**What is needed:**
Among the lines below, list those containing the string "React".

**Information provided:**
##############################
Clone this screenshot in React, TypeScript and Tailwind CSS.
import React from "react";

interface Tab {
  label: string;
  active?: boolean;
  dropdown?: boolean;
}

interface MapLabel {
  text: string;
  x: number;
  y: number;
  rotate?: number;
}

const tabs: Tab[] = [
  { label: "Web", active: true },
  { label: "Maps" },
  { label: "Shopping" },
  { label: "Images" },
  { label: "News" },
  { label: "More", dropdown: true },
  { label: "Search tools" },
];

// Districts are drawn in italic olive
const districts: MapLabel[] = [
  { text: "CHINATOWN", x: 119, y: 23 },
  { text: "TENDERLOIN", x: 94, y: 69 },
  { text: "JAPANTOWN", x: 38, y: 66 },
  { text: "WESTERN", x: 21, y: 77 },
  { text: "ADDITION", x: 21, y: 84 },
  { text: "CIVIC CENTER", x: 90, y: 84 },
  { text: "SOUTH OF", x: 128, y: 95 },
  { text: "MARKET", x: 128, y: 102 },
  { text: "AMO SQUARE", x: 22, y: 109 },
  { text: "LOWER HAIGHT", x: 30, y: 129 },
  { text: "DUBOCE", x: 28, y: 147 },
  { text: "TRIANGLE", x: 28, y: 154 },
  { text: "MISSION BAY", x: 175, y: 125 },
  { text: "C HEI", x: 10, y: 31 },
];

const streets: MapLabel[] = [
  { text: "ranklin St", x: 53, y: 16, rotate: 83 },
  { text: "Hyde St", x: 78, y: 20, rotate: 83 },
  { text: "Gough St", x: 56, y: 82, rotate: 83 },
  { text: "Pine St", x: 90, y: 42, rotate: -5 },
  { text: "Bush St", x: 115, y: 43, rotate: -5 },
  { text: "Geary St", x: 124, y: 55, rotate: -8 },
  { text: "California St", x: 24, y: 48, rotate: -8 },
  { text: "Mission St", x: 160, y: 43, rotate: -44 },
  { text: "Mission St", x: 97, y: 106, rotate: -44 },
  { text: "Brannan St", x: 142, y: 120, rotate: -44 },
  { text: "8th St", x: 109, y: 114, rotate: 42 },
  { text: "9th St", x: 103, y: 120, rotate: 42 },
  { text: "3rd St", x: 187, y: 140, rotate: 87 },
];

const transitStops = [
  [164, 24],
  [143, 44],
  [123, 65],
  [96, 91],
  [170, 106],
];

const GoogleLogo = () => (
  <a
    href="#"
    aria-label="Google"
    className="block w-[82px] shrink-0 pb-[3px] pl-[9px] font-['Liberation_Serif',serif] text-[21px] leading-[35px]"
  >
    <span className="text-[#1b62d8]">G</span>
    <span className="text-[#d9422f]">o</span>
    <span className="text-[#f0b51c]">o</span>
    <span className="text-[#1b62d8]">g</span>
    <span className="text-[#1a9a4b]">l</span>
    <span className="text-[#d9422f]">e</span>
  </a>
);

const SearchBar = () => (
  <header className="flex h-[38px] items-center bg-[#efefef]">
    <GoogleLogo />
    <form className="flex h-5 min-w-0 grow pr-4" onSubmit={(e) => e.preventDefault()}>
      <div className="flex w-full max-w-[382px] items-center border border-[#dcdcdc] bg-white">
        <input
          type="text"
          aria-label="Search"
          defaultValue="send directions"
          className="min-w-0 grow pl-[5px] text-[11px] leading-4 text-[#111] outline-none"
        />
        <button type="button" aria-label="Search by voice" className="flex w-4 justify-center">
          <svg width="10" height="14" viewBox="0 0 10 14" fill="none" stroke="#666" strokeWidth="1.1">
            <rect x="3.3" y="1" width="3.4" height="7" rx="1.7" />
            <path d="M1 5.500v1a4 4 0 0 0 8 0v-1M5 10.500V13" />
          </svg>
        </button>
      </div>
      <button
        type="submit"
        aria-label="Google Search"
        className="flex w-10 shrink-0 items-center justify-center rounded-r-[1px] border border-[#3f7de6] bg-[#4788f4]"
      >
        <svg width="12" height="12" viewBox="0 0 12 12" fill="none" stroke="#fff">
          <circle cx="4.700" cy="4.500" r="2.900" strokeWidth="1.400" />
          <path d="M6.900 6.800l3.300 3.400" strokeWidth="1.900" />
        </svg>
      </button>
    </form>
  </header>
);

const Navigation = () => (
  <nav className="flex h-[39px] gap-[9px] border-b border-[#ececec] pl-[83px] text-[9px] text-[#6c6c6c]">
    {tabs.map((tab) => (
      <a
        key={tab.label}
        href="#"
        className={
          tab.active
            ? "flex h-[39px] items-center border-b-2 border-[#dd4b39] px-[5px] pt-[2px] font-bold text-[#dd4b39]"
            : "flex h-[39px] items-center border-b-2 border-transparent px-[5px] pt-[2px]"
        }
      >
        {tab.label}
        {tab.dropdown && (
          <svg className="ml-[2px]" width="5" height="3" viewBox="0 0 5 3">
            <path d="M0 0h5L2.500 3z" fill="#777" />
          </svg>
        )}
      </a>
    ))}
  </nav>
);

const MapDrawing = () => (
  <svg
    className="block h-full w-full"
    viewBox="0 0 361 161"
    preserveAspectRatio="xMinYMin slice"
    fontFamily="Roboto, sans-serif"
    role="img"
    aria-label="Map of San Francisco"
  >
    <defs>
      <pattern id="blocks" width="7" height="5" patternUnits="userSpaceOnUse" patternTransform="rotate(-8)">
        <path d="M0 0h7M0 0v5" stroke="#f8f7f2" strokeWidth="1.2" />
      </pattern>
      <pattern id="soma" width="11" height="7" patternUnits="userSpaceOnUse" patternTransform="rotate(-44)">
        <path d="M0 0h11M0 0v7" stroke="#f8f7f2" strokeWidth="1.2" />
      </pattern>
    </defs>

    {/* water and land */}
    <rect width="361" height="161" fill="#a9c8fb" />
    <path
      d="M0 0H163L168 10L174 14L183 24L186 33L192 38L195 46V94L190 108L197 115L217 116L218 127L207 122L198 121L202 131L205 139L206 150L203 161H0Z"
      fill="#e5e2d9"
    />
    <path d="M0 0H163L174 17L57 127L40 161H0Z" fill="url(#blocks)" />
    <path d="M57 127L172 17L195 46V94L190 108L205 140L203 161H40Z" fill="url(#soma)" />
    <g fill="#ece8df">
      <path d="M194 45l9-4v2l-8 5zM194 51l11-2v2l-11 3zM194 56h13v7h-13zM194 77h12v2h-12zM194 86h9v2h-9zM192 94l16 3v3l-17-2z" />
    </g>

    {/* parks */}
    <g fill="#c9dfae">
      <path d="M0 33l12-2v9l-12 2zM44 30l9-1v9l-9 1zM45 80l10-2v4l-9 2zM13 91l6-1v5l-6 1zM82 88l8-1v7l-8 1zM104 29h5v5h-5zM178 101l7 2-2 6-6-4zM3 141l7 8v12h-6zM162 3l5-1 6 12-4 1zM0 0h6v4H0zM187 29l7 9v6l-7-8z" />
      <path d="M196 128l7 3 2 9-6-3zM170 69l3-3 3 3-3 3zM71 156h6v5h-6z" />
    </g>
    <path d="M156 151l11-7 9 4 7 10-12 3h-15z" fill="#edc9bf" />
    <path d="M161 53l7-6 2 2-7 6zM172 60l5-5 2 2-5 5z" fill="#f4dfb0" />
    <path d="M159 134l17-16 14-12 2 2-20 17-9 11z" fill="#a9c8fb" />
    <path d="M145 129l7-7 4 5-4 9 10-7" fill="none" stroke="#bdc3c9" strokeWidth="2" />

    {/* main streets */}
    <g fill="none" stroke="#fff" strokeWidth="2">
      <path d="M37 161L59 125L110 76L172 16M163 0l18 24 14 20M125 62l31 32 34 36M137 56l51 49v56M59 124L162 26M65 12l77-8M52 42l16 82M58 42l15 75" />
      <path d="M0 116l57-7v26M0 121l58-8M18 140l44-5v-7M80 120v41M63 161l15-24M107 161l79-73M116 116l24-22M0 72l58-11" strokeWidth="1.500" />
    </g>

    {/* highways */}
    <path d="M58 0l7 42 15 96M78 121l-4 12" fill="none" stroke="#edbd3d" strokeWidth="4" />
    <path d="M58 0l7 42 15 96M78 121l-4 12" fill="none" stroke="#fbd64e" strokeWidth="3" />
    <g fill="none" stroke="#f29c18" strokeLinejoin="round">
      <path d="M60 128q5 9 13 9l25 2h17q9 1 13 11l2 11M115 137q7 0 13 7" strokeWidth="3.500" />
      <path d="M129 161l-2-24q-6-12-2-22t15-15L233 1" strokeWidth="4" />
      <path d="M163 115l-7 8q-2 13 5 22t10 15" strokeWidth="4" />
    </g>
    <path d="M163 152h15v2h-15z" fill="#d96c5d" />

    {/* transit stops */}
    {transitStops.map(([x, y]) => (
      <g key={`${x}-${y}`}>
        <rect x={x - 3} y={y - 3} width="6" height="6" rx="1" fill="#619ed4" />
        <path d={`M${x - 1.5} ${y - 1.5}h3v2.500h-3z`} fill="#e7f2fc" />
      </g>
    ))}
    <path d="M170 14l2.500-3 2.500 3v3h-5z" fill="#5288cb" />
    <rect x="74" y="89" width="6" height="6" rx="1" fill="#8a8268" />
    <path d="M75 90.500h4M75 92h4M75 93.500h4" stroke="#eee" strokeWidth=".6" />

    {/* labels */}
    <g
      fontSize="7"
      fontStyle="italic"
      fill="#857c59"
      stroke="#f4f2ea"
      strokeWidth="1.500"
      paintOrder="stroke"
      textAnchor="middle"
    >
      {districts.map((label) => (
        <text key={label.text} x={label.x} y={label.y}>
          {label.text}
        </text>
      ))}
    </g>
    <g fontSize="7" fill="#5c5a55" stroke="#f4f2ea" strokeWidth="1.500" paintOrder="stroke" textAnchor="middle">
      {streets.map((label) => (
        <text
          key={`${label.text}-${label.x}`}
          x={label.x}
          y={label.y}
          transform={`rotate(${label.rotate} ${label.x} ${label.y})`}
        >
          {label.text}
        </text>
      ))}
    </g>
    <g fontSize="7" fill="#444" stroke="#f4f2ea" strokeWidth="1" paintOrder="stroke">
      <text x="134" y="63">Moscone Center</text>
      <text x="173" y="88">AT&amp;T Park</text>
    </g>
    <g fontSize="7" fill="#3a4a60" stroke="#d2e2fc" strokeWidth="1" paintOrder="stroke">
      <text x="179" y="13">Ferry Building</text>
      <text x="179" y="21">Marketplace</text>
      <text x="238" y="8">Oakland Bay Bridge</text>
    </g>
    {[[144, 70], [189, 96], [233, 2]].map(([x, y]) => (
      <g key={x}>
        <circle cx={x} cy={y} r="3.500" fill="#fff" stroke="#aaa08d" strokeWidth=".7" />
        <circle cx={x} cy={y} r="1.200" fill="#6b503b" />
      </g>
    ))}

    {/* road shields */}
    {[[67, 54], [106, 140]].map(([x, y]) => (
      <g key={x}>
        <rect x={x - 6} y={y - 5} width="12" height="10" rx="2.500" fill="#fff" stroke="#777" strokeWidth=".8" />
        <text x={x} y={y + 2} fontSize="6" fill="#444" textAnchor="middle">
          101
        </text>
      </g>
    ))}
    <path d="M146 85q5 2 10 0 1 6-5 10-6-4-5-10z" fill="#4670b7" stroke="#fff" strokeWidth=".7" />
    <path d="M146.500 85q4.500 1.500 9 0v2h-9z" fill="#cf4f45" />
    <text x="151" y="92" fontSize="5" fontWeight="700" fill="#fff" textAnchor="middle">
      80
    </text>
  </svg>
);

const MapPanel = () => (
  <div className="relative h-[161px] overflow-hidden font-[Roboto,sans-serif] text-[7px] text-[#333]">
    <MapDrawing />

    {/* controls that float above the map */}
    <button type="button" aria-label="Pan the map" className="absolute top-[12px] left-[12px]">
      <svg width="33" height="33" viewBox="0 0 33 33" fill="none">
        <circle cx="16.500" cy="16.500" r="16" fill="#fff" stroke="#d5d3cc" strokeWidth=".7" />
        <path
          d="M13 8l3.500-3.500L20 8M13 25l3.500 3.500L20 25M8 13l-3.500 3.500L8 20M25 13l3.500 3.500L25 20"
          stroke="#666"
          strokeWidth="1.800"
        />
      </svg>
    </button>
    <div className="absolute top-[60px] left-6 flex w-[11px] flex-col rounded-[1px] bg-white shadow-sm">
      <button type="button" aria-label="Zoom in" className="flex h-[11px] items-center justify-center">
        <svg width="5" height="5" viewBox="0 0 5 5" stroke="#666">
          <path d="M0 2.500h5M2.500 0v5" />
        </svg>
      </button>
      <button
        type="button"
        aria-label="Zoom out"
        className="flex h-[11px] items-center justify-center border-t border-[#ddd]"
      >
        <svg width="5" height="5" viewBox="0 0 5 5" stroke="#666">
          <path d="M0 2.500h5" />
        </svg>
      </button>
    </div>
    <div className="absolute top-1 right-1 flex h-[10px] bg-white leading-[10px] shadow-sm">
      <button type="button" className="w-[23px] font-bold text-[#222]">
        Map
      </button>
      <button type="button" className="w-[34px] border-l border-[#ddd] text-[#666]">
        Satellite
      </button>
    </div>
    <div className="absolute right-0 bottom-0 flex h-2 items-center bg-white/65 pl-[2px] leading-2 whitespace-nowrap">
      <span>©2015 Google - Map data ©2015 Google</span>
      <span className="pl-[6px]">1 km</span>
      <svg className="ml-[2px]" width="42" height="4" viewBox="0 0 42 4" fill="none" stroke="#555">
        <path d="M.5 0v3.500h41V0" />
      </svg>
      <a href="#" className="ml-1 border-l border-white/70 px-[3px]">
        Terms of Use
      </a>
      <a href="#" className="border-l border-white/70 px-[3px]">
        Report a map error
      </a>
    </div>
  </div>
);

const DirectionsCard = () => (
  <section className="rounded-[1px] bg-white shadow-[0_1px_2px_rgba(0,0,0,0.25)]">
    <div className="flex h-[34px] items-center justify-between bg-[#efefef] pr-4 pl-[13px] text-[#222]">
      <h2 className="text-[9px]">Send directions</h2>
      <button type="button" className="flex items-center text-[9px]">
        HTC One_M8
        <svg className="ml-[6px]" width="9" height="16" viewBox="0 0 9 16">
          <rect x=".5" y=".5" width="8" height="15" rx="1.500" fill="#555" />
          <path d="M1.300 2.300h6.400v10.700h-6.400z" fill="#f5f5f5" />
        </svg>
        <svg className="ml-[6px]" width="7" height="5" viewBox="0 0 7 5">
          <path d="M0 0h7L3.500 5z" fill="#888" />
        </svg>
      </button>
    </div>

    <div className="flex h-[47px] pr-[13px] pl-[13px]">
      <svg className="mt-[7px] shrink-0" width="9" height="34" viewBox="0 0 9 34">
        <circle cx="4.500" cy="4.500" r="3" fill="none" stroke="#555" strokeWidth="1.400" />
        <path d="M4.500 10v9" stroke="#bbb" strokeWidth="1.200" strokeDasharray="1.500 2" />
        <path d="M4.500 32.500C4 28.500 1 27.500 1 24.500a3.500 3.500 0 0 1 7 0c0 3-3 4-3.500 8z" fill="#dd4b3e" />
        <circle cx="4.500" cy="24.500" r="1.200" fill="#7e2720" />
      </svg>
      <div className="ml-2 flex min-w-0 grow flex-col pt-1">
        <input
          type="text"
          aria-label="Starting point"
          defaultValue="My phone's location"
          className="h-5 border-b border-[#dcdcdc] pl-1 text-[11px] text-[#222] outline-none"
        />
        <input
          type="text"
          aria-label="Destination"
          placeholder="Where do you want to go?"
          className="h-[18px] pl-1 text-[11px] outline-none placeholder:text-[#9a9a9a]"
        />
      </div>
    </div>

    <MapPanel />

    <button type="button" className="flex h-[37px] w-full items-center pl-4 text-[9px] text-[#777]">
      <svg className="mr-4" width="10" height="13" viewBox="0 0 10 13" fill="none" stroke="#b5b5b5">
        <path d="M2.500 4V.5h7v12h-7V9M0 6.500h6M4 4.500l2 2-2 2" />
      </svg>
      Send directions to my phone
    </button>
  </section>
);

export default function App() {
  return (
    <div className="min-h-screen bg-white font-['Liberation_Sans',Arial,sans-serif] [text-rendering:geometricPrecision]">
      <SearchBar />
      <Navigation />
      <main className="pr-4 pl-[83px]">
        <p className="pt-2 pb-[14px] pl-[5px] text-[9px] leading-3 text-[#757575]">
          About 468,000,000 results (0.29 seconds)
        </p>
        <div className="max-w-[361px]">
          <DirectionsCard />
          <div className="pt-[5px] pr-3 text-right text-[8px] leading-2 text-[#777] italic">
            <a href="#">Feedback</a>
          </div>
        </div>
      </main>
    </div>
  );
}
##############################
**Complete output:**
Clone this screenshot in React, TypeScript and Tailwind CSS.
import React from "react";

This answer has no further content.